Lastly, but not the least, a Muslim is required to live by and for peace. He must be at peace with God, with himself, with other people and with other creatures of God. If God has put order in His creations, a Muslim must not be an instrument to destroy that order. He must do his best to preserve and protect that order in creation, which is a manifestation of peace.

WHAT THE ULAMA-BISHOP DIALOGUE IS CONTRIBUTING IN THE QUEST FOR PEACE

Both the government and the Moro Islamic Liberation Front (MILF) have recognized the important contributions that Muslim and Christian religious leaders are making in the attainment of peace in civil society. They have accepted the necessity of listening to the advice of these religious leaders by welcoming their views in the peace process. On the other hand, the Bishop-Ulama Forum has not failed to air their suggestions through resolutions and recommendations to both the government and the MILF in attaining a peaceful solution to the Mindanao crisis.

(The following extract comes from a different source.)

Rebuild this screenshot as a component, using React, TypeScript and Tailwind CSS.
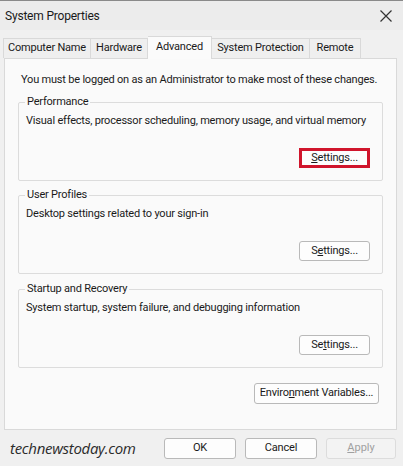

Aside from the holding of regular dialogue between the religious leaders of the Muslim and Christian communities, dialogue is also done at the level of the people. Recently, a Priests-Imam dialogue was held in Davao where religious leaders at the mass level were able to talk among each other on issues of peace and understanding. Plans are also made to initiate women and youth dialogue between the two religious communities. In November, a week of peace in Mindanao will be held under the sponsorship of the Bishop-Ulama Forum. There are many more activities that the Forum envisions, all of which are geared towards establishing a peaceful, well-developed, responsive and responsible civil society, a society made up of people who, though coming from different religious persuasions, are willing to understand each other not only through interactions with words but also through a peaceful dialogue of life—of living together in peace and harmony.